→ **DATA LINES**:

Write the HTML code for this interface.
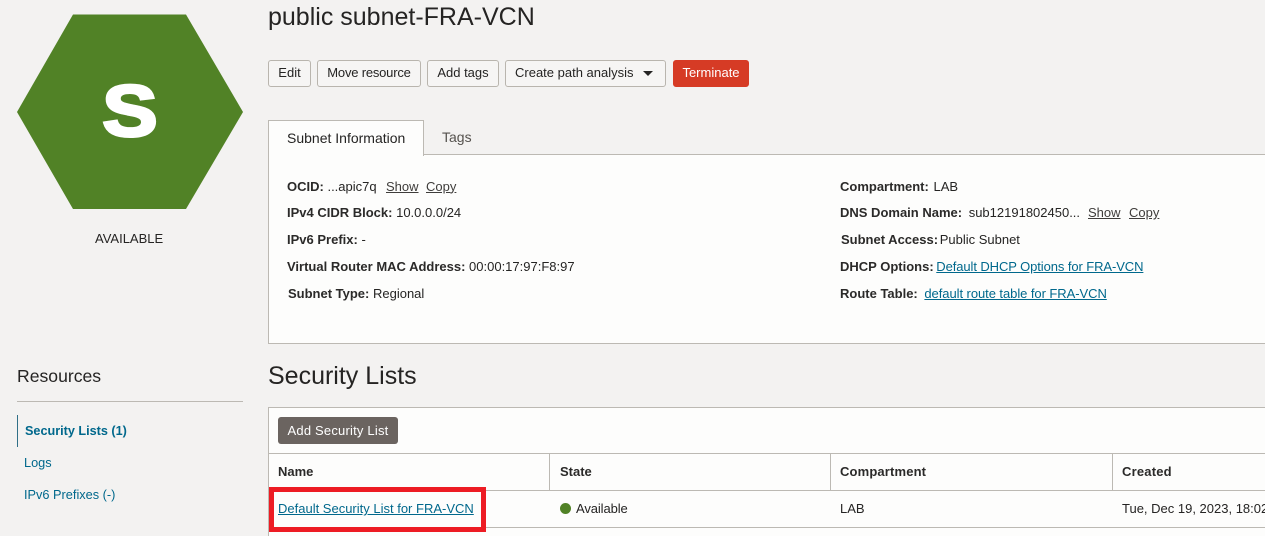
<!DOCTYPE html>
<html style="width:1265px;height:536px;overflow:hidden"><head><meta charset="utf-8"><style>
html,body{margin:0;padding:0}
body{width:1265px;height:536px;background:#f3f2f1;overflow:hidden;position:relative;font-family:"Liberation Sans",sans-serif;font-size:13px;color:#252423}
.t{position:absolute;white-space:nowrap;line-height:16px}
.b{position:absolute;box-sizing:border-box;height:27px;top:60px;border:1px solid #b9b5ae;border-radius:3px;background:#f6f5f4;text-align:center;line-height:23px;font-size:13px;color:#252423;white-space:nowrap}
.box{position:absolute;box-sizing:border-box;background:#fdfdfc}
.l{position:absolute;background:#bcb9b3}
b{font-weight:bold;color:#2b2a29}
a{color:#00688c;text-decoration:underline}
u{color:#3f3d3b}
</style></head><body>
<svg style="position:absolute;left:0;top:0" width="260" height="220"><polygon points="73,14.500 186,14.500 243,112 186,209 73,209 17,112" fill="#518226"/><text transform="translate(130,136) scale(1.15,1)" text-anchor="middle" font-family="Liberation Sans" font-weight="bold" font-size="72" fill="#fff" stroke="#fff" stroke-width="3">S</text></svg>
<div class="t" style="left:95px;top:231px;font-size:13px">AVAILABLE</div>

<div class="t" style="left:17px;top:366px;font-size:17.600px;line-height:21px">Resources</div>
<div class="l" style="left:17px;top:401px;width:226px;height:1px"></div>
<div style="position:absolute;left:17px;top:415px;width:1px;height:32px;background:#2f6f87"></div>
<div class="t" style="left:25px;top:423px;color:#00688c;font-weight:bold;font-size:12.650px">Security Lists (1)</div>
<div class="t" style="left:24px;top:455px;color:#00688c;font-size:12.750px">Logs</div>
<div class="t" style="left:24px;top:487px;color:#00688c;font-size:12.750px">IPv6 Prefixes (-)</div>

<div class="t" style="left:268px;top:2px;font-size:25px;line-height:30px">public subnet-FRA-VCN</div>
<div class="b" style="left:268px;width:43px">Edit</div>
<div class="b" style="left:317px;width:104px;letter-spacing:-.2px">Move resource</div>
<div class="b" style="left:427px;width:72px">Add tags</div>
<div class="b" style="left:505px;width:161px;text-align:left;padding-left:9px">Create path analysis<svg style="position:absolute;left:137px;top:10px" width="11" height="6"><polygon points="0,0 10,0 5,5" fill="#252423"/></svg></div>
<div class="b" style="left:673px;width:76px;background:#d63b25;border-color:#d63b25;color:#fff">Terminate</div>

<div class="box" style="left:268px;top:154px;width:1000px;height:190px;border:1px solid #bcb9b3"></div>
<div class="box" style="left:268px;top:120px;width:156px;height:36px;border:1px solid #bcb9b3;border-bottom:0"></div>
<div class="t" style="left:287px;top:130px;font-size:14px">Subnet Information</div>
<div class="t" style="left:442px;top:129px;font-size:14px;color:#55524e">Tags</div>

<div class="t" style="left:287px;top:178.500px"><b>OCID:</b> ...apic7q</div>
<div class="t" style="left:386px;top:178.500px"><u>Show</u></div>
<div class="t" style="left:426px;top:178.500px"><u>Copy</u></div>
<div class="t" style="left:287px;top:205px"><b>IPv4 CIDR Block:</b> 10.0.0.0/24</div>
<div class="t" style="left:287px;top:232px"><b>IPv6 Prefix:</b> -</div>
<div class="t" style="left:287px;top:259px"><b>Virtual Router MAC Address:</b> 00:00:17:97:F8:97</div>
<div class="t" style="left:288px;top:286px"><b>Subnet Type:</b> Regional</div>

<div class="t" style="left:840px;top:178.500px"><b>Compartment:</b> <span style="margin-left:1px">LAB</span></div>
<div class="t" style="left:840px;top:205px"><b>DNS Domain Name:</b> <span style="margin-left:3px">sub12191802450...</span></div>
<div class="t" style="left:1088px;top:205px"><u>Show</u></div>
<div class="t" style="left:1129px;top:205px"><u>Copy</u></div>
<div class="t" style="left:841px;top:232px"><b>Subnet Access:</b> <span style="margin-left:-2px">Public Subnet</span></div>
<div class="t" style="left:840px;top:259px"><b>DHCP Options:</b> <a style="margin-left:-1px;letter-spacing:-.09px">Default DHCP Options for FRA-VCN</a></div>
<div class="t" style="left:840px;top:286px"><b>Route Table:</b> <a style="margin-left:3px;letter-spacing:-.06px">default route table for FRA-VCN</a></div>

<div class="t" style="left:268px;top:361px;font-size:25px;line-height:30px">Security Lists</div>
<div class="box" style="left:268px;top:407px;width:1000px;height:129px;border:1px solid #bcb9b3;border-bottom:0"></div>
<div style="position:absolute;left:278px;top:417px;width:120px;height:27px;background:#6b6460;border-radius:3px;color:#fff;text-align:center;line-height:27px;font-size:13px;letter-spacing:.2px">Add Security List</div>
<div class="l" style="left:269px;top:453px;width:996px;height:1px"></div>
<div class="l" style="left:269px;top:490px;width:996px;height:1px"></div>
<div class="l" style="left:269px;top:527px;width:996px;height:1px"></div>
<div class="l" style="left:549px;top:453px;width:1px;height:37px"></div>
<div class="l" style="left:830px;top:453px;width:1px;height:37px"></div>
<div class="l" style="left:1112px;top:453px;width:1px;height:37px"></div>
<div class="t" style="left:278px;top:464px"><b>Name</b></div>
<div class="t" style="left:560px;top:464px"><b>State</b></div>
<div class="t" style="left:840px;top:464px;letter-spacing:.15px"><b>Compartment</b></div>
<div class="t" style="left:1122px;top:464px;letter-spacing:.2px"><b>Created</b></div>
<div class="t" style="left:278px;top:501px"><a>Default Security List for FRA-VCN</a></div>
<div style="position:absolute;left:560px;top:503px;width:11px;height:11px;border-radius:50%;background:#518226"></div>
<div class="t" style="left:576px;top:501px;letter-spacing:-.1px">Available</div>
<div class="t" style="left:840px;top:501px">LAB</div>
<div class="t" style="left:1122px;top:501px">Tue, Dec 19, 2023, 18:02:14 UTC</div>
<div style="position:absolute;box-sizing:border-box;left:269px;top:487px;width:217px;height:45px;border:5px solid #ed1c24"></div>
</body></html>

→ **AIM OF THE TASK**: Reproduce every line exactly and omit all pictures.

→ **EXERCISE ANSWER**:
Write the HTML code for this interface.
<!DOCTYPE html>
<html style="width:1265px;height:536px;overflow:hidden"><head><meta charset="utf-8"><style>
html,body{margin:0;padding:0}
body{width:1265px;height:536px;background:#f3f2f1;overflow:hidden;position:relative;font-family:"Liberation Sans",sans-serif;font-size:13px;color:#252423}
.t{position:absolute;white-space:nowrap;line-height:16px}
.b{position:absolute;box-sizing:border-box;height:27px;top:60px;border:1px solid #b9b5ae;border-radius:3px;background:#f6f5f4;text-align:center;line-height:23px;font-size:13px;color:#252423;white-space:nowrap}
.box{position:absolute;box-sizing:border-box;background:#fdfdfc}
.l{position:absolute;background:#bcb9b3}
b{font-weight:bold;color:#2b2a29}
a{color:#00688c;text-decoration:underline}
u{color:#3f3d3b}
</style></head><body>
<svg style="position:absolute;left:0;top:0" width="260" height="220"><polygon points="73,14.500 186,14.500 243,112 186,209 73,209 17,112" fill="#518226"/><text transform="translate(130,136) scale(1.15,1)" text-anchor="middle" font-family="Liberation Sans" font-weight="bold" font-size="72" fill="#fff" stroke="#fff" stroke-width="3">S</text></svg>
<div class="t" style="left:95px;top:231px;font-size:13px">AVAILABLE</div>

<div class="t" style="left:17px;top:366px;font-size:17.600px;line-height:21px">Resources</div>
<div class="l" style="left:17px;top:401px;width:226px;height:1px"></div>
<div style="position:absolute;left:17px;top:415px;width:1px;height:32px;background:#2f6f87"></div>
<div class="t" style="left:25px;top:423px;color:#00688c;font-weight:bold;font-size:12.650px">Security Lists (1)</div>
<div class="t" style="left:24px;top:455px;color:#00688c;font-size:12.750px">Logs</div>
<div class="t" style="left:24px;top:487px;color:#00688c;font-size:12.750px">IPv6 Prefixes (-)</div>

<div class="t" style="left:268px;top:2px;font-size:25px;line-height:30px">public subnet-FRA-VCN</div>
<div class="b" style="left:268px;width:43px">Edit</div>
<div class="b" style="left:317px;width:104px;letter-spacing:-.2px">Move resource</div>
<div class="b" style="left:427px;width:72px">Add tags</div>
<div class="b" style="left:505px;width:161px;text-align:left;padding-left:9px">Create path analysis<svg style="position:absolute;left:137px;top:10px" width="11" height="6"><polygon points="0,0 10,0 5,5" fill="#252423"/></svg></div>
<div class="b" style="left:673px;width:76px;background:#d63b25;border-color:#d63b25;color:#fff">Terminate</div>

<div class="box" style="left:268px;top:154px;width:1000px;height:190px;border:1px solid #bcb9b3"></div>
<div class="box" style="left:268px;top:120px;width:156px;height:36px;border:1px solid #bcb9b3;border-bottom:0"></div>
<div class="t" style="left:287px;top:130px;font-size:14px">Subnet Information</div>
<div class="t" style="left:442px;top:129px;font-size:14px;color:#55524e">Tags</div>

<div class="t" style="left:287px;top:178.500px"><b>OCID:</b> ...apic7q</div>
<div class="t" style="left:386px;top:178.500px"><u>Show</u></div>
<div class="t" style="left:426px;top:178.500px"><u>Copy</u></div>
<div class="t" style="left:287px;top:205px"><b>IPv4 CIDR Block:</b> 10.0.0.0/24</div>
<div class="t" style="left:287px;top:232px"><b>IPv6 Prefix:</b> -</div>
<div class="t" style="left:287px;top:259px"><b>Virtual Router MAC Address:</b> 00:00:17:97:F8:97</div>
<div class="t" style="left:288px;top:286px"><b>Subnet Type:</b> Regional</div>

<div class="t" style="left:840px;top:178.500px"><b>Compartment:</b> <span style="margin-left:1px">LAB</span></div>
<div class="t" style="left:840px;top:205px"><b>DNS Domain Name:</b> <span style="margin-left:3px">sub12191802450...</span></div>
<div class="t" style="left:1088px;top:205px"><u>Show</u></div>
<div class="t" style="left:1129px;top:205px"><u>Copy</u></div>
<div class="t" style="left:841px;top:232px"><b>Subnet Access:</b> <span style="margin-left:-2px">Public Subnet</span></div>
<div class="t" style="left:840px;top:259px"><b>DHCP Options:</b> <a style="margin-left:-1px;letter-spacing:-.09px">Default DHCP Options for FRA-VCN</a></div>
<div class="t" style="left:840px;top:286px"><b>Route Table:</b> <a style="margin-left:3px;letter-spacing:-.06px">default route table for FRA-VCN</a></div>

<div class="t" style="left:268px;top:361px;font-size:25px;line-height:30px">Security Lists</div>
<div class="box" style="left:268px;top:407px;width:1000px;height:129px;border:1px solid #bcb9b3;border-bottom:0"></div>
<div style="position:absolute;left:278px;top:417px;width:120px;height:27px;background:#6b6460;border-radius:3px;color:#fff;text-align:center;line-height:27px;font-size:13px;letter-spacing:.2px">Add Security List</div>
<div class="l" style="left:269px;top:453px;width:996px;height:1px"></div>
<div class="l" style="left:269px;top:490px;width:996px;height:1px"></div>
<div class="l" style="left:269px;top:527px;width:996px;height:1px"></div>
<div class="l" style="left:549px;top:453px;width:1px;height:37px"></div>
<div class="l" style="left:830px;top:453px;width:1px;height:37px"></div>
<div class="l" style="left:1112px;top:453px;width:1px;height:37px"></div>
<div class="t" style="left:278px;top:464px"><b>Name</b></div>
<div class="t" style="left:560px;top:464px"><b>State</b></div>
<div class="t" style="left:840px;top:464px;letter-spacing:.15px"><b>Compartment</b></div>
<div class="t" style="left:1122px;top:464px;letter-spacing:.2px"><b>Created</b></div>
<div class="t" style="left:278px;top:501px"><a>Default Security List for FRA-VCN</a></div>
<div style="position:absolute;left:560px;top:503px;width:11px;height:11px;border-radius:50%;background:#518226"></div>
<div class="t" style="left:576px;top:501px;letter-spacing:-.1px">Available</div>
<div class="t" style="left:840px;top:501px">LAB</div>
<div class="t" style="left:1122px;top:501px">Tue, Dec 19, 2023, 18:02:14 UTC</div>
<div style="position:absolute;box-sizing:border-box;left:269px;top:487px;width:217px;height:45px;border:5px solid #ed1c24"></div>
</body></html>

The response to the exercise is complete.